Son of John James Sainsbury (1871–1956)

John Benjamin Sainsbury (1871 – 23 May 1956) was the eldest son of John James Sainsbury, the founder of the Sainsbury's supermarket chain, and his wife, Mary Ann Sainsbury.

==Early and private life==
John Benjamin Sainsbury was the second child of John James and Mary Ann Sainsbury and was born in 1871 above the Drury Lane shop and from an early age was trained to take over from his father at the head of the firm.

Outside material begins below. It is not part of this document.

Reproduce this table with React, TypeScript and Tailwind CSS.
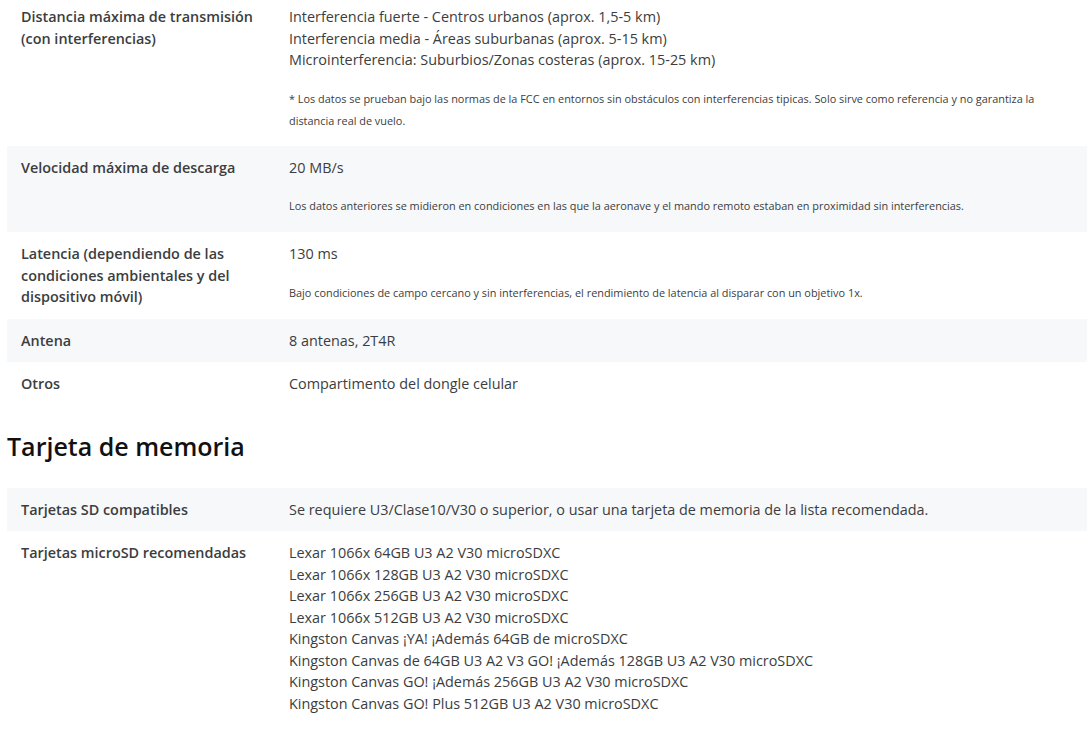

John Benjamin Sainsbury married Mabel Van den Bergh, an heiress from a Dutch Jewish family whose fortune was made in margarine. They had two sons, Alan Sainsbury and Robert Sainsbury. Alan Sainsbury joined the family firm in the same year as his youngest uncle (John Benjamin Sainsbury's youngest brother, Paul Sainsbury), who was almost 20 years younger than John Benjamin Sainsbury. Both Alan Sainsbury and Paul Sainsbury joined Sainsbury's in 1921. John Benjamin Sainsbury's sons, Alan and Robert, built the reputation of the business for quality and innovation. Having inherited both Victorian and Jewish traditions of philanthropy, they also set the tone of the family's prevailing left-liberal social conscience.

==Business career==
John Benjamin Sainsbury ran the business in partnership with his father from 1915, and became a director of the newly formed Company 'J. Sainsbury Ltd.' in 1922 and chairman in 1928 after his father's death.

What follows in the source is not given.